[Recorded data]
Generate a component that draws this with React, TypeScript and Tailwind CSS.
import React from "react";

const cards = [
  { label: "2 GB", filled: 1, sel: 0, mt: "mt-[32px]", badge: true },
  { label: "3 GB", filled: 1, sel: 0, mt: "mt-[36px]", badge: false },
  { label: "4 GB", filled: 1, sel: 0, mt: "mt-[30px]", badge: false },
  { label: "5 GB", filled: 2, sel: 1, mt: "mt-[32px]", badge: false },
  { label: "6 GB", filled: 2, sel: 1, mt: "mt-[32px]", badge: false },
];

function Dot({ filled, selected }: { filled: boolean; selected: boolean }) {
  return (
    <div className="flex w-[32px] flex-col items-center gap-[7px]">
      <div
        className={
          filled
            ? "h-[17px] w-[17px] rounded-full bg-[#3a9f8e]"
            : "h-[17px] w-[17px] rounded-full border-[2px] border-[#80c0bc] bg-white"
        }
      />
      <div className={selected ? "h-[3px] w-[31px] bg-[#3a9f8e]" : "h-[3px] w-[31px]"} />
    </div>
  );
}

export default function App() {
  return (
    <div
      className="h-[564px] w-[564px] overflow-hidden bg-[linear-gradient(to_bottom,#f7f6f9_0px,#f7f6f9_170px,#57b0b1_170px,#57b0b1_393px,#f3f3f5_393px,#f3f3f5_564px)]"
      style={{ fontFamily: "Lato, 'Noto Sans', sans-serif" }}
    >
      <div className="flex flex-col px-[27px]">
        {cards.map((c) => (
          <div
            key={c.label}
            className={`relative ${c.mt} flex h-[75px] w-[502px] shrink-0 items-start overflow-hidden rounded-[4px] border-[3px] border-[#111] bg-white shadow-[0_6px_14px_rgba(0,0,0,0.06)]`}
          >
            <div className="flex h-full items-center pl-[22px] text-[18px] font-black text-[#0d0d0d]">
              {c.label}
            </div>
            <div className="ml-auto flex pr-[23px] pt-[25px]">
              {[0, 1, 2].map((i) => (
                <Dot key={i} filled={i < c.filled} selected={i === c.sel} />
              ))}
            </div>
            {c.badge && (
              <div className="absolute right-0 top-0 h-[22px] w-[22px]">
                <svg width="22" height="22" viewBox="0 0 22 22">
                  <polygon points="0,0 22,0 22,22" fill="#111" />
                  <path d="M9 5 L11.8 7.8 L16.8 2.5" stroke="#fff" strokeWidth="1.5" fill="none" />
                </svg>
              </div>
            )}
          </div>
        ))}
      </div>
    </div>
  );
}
---
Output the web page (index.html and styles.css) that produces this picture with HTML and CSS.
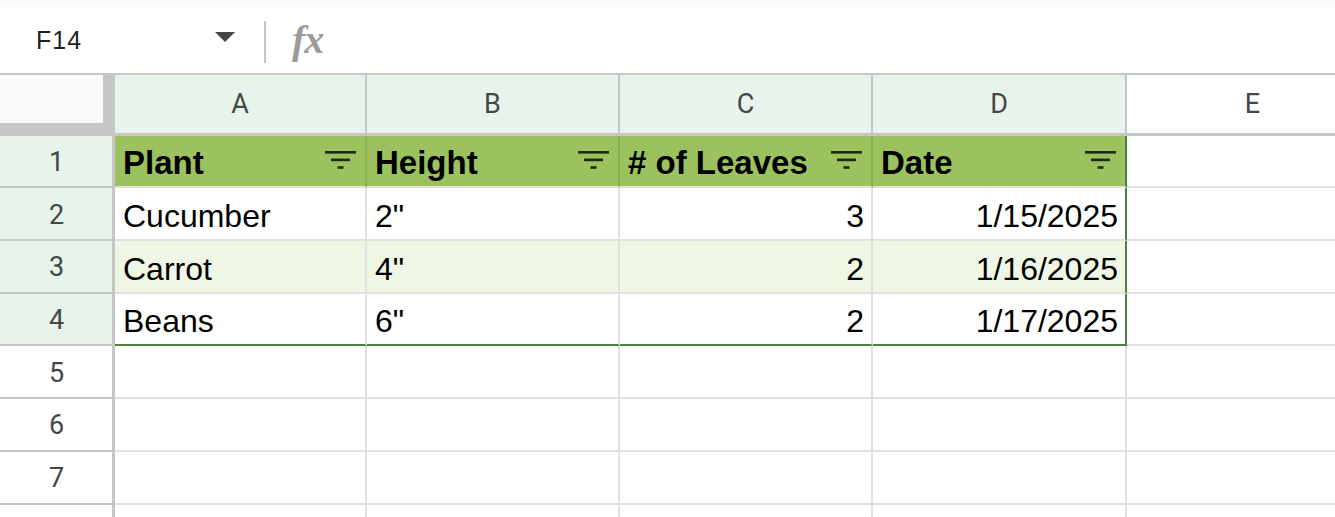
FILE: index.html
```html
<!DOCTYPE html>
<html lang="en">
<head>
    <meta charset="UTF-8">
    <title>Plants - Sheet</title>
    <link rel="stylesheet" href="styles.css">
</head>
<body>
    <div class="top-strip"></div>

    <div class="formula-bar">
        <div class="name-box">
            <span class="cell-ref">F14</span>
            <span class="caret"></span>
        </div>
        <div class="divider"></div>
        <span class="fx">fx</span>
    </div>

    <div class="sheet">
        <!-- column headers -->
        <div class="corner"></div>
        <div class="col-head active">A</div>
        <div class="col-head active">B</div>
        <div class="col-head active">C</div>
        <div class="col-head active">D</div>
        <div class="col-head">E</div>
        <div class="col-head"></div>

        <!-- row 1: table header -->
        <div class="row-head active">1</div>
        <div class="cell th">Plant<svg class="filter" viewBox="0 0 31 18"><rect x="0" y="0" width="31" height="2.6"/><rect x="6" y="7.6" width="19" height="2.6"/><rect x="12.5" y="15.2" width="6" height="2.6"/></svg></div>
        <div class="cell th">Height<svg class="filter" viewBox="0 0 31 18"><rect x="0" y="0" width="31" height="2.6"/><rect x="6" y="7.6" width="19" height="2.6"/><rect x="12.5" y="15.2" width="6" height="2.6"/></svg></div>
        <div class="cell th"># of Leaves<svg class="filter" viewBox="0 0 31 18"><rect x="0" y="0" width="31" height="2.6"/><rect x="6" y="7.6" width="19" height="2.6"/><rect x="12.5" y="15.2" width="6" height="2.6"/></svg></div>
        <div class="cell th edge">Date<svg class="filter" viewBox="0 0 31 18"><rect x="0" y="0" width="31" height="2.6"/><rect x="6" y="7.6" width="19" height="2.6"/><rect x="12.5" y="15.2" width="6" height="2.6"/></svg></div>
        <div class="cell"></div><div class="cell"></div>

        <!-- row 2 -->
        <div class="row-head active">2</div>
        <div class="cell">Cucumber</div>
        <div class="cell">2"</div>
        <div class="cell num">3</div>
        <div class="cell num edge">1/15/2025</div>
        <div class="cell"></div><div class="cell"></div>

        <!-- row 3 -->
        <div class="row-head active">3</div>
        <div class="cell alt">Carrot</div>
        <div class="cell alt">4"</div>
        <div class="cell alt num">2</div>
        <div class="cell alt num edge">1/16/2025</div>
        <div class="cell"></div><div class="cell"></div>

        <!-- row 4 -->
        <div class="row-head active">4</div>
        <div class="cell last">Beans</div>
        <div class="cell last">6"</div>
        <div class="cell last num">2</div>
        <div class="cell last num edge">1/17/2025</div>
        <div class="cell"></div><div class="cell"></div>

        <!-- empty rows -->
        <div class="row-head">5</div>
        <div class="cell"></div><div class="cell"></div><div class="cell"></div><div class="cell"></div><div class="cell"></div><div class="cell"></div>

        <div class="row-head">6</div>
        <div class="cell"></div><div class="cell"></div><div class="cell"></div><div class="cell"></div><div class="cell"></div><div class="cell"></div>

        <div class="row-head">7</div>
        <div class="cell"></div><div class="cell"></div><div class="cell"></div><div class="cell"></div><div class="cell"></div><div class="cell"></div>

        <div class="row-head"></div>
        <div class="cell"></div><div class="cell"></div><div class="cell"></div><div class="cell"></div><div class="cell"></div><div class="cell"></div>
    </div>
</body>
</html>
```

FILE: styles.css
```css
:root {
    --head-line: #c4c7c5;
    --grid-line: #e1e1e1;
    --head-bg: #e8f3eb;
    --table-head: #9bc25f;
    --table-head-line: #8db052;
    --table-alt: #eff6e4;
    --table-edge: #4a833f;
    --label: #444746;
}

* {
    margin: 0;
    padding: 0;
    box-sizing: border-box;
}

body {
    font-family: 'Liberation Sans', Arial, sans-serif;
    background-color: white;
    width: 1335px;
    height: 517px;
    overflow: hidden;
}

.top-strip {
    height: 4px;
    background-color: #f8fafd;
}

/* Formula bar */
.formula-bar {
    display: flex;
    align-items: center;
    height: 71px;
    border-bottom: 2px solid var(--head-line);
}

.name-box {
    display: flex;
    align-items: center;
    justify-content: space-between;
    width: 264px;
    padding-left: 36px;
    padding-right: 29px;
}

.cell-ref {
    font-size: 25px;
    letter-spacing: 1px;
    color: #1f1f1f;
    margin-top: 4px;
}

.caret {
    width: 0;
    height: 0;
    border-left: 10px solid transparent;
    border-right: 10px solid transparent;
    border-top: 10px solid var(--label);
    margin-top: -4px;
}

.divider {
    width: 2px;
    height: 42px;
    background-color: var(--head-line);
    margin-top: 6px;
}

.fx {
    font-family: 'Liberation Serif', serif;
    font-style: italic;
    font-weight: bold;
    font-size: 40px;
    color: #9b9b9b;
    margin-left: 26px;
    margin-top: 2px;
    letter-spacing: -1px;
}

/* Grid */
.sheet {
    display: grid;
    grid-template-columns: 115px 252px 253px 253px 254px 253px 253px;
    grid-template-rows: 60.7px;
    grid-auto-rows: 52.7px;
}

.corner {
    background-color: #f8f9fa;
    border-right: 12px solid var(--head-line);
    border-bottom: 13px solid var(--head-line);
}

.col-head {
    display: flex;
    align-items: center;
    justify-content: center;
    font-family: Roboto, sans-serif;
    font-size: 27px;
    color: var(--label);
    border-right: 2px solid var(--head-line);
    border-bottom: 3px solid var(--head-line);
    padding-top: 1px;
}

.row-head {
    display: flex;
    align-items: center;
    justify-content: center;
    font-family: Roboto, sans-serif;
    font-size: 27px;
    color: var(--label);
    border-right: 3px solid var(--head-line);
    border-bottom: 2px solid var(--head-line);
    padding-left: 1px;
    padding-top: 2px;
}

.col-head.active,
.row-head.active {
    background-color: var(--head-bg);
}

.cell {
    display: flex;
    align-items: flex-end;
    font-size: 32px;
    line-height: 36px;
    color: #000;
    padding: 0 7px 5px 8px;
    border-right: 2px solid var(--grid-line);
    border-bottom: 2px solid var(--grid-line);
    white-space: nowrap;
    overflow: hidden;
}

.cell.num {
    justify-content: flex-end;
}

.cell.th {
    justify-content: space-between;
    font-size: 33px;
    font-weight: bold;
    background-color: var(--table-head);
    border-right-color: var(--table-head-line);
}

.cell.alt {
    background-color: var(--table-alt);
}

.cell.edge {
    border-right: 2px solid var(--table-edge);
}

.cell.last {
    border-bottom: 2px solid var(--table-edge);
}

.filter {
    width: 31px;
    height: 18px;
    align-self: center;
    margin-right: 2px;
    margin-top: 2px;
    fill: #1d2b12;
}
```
--
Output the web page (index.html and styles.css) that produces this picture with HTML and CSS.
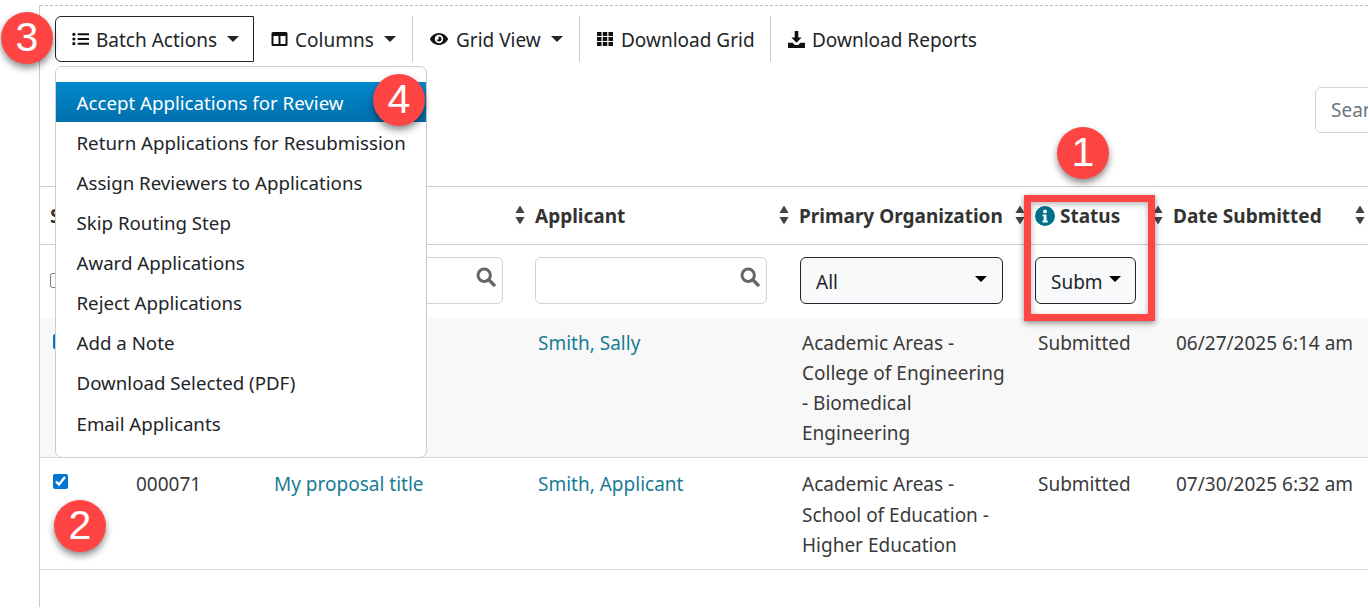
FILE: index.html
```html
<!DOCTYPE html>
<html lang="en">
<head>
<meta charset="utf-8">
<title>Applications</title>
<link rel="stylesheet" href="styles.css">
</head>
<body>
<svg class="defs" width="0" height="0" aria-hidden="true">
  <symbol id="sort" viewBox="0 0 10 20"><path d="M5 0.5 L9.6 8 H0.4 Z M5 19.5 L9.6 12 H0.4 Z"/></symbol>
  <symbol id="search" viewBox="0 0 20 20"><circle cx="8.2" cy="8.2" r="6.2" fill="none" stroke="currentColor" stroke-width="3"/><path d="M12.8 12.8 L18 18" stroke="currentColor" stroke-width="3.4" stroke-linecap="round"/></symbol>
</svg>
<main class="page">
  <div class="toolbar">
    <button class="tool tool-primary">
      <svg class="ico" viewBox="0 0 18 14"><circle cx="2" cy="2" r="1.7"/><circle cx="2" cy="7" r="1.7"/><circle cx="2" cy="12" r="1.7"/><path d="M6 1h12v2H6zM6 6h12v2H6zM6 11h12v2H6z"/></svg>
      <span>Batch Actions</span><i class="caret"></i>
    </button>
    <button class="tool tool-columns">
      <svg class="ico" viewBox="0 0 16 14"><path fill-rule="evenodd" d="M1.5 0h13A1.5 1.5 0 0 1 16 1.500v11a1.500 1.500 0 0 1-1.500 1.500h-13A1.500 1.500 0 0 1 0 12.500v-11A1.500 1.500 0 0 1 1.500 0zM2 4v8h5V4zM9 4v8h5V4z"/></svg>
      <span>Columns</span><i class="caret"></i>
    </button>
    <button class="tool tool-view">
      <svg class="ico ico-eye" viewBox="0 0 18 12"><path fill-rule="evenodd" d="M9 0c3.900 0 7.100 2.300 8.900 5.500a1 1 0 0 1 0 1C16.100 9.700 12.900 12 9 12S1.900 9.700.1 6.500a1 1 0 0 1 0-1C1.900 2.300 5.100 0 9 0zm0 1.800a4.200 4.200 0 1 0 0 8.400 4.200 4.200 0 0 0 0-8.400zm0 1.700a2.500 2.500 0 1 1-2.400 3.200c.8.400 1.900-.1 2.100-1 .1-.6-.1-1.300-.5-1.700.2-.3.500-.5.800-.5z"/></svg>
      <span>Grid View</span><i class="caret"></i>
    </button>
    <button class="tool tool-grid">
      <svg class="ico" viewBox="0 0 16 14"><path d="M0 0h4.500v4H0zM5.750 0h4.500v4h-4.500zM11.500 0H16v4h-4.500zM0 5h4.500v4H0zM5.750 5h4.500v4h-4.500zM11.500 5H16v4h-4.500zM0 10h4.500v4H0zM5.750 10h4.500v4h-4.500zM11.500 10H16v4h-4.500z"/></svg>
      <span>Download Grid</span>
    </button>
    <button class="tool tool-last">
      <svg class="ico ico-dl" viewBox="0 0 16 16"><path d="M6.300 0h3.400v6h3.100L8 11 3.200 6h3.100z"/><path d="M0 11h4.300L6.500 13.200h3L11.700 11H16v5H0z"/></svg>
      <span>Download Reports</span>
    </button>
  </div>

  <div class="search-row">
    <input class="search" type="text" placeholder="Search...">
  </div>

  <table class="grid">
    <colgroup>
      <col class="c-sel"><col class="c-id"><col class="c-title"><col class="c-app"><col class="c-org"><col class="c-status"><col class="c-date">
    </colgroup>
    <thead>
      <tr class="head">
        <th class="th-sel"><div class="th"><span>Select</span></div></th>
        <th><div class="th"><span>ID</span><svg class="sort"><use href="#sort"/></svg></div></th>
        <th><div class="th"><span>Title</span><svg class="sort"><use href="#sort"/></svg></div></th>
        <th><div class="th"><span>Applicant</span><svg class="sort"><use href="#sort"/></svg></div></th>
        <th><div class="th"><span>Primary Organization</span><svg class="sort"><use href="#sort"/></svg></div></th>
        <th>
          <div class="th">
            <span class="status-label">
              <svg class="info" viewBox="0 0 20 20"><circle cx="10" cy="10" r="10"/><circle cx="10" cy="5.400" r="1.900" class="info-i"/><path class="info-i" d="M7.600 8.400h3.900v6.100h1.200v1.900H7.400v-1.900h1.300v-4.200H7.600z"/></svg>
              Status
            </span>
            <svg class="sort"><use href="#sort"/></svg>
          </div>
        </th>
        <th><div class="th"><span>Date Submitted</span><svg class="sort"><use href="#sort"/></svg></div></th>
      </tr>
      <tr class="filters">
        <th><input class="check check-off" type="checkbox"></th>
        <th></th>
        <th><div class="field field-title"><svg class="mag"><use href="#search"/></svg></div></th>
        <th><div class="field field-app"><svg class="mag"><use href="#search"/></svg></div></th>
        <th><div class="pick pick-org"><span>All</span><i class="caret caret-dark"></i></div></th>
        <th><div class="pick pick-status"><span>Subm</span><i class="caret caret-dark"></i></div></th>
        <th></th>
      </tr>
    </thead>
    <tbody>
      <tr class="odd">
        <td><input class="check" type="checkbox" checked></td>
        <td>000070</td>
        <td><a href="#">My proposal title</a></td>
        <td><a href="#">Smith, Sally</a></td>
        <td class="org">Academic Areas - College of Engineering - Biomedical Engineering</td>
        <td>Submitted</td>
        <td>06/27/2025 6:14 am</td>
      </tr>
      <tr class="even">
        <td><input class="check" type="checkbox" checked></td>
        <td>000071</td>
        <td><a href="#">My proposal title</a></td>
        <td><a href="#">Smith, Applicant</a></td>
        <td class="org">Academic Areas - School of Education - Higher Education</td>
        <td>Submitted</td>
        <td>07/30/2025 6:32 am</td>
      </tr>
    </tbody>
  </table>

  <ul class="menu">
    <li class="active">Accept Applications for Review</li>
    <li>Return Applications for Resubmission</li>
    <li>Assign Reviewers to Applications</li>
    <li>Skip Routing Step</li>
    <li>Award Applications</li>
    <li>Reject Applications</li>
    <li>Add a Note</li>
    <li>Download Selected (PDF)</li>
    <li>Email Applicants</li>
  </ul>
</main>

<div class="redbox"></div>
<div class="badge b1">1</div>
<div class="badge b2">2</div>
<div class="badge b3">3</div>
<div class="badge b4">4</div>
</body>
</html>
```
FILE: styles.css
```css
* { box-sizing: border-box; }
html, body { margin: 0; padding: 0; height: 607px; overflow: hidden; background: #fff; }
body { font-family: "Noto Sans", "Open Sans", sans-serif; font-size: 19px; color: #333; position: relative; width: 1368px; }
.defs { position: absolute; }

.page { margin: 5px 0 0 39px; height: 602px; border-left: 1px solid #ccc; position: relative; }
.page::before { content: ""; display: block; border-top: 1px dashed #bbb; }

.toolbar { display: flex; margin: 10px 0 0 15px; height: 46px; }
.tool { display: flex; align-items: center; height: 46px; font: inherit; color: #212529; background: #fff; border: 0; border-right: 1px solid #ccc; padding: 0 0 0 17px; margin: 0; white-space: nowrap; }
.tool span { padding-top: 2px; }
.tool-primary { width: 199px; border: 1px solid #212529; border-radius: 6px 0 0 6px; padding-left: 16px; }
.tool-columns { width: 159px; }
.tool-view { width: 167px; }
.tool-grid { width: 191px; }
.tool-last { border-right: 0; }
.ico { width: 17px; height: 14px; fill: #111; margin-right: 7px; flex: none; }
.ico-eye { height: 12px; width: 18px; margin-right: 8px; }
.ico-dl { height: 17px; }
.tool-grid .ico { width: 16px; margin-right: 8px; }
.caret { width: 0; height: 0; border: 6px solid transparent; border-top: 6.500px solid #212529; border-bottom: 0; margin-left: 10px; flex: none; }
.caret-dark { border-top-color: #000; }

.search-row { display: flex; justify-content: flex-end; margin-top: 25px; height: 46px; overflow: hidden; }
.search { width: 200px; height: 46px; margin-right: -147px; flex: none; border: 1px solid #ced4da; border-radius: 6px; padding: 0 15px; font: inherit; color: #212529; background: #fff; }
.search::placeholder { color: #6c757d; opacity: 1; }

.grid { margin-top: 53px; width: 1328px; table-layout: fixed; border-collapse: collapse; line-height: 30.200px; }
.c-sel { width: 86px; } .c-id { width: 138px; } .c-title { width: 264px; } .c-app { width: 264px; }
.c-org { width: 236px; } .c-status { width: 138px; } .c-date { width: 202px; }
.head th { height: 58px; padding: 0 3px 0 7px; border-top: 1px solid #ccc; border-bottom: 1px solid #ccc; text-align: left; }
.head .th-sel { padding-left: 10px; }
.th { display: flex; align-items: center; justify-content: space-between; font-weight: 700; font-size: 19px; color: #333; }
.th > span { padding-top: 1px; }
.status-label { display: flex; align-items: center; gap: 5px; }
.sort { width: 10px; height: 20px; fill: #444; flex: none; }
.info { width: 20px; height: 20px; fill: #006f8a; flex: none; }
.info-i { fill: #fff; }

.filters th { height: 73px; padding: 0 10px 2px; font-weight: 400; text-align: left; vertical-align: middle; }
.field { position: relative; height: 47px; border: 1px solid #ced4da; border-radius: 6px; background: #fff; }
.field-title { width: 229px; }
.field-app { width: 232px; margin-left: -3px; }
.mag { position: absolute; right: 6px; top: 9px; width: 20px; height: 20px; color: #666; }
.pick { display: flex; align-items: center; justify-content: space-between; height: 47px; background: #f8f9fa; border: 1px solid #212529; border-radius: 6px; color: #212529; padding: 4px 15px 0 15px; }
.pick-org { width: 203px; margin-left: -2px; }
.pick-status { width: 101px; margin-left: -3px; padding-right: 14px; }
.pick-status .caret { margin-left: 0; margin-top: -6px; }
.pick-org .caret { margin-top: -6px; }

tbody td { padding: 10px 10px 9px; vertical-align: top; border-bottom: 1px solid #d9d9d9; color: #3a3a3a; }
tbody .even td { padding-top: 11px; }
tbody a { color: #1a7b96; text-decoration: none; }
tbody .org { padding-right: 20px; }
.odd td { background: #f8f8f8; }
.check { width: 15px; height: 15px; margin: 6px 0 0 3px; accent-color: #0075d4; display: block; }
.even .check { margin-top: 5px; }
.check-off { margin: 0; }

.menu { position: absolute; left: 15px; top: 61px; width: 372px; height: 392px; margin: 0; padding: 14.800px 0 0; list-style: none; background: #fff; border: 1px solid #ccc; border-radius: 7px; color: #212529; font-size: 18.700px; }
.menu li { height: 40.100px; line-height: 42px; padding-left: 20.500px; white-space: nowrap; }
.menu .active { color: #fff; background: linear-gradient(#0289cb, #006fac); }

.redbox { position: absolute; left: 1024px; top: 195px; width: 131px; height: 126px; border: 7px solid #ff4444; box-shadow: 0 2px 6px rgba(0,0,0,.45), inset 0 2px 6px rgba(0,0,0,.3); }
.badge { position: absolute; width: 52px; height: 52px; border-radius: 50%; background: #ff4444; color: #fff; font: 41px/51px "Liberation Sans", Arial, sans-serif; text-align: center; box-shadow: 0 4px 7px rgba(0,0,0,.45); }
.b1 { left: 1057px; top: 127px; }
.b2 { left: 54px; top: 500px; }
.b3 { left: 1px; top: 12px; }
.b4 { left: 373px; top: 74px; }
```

### Task description
Print only the run of lines that begins with the line containing "Generate a component" and ends with the line containing "import React from", both included, exactly as they read.

### Written response
Generate a component that draws this with React, TypeScript and Tailwind CSS.
import React from "react";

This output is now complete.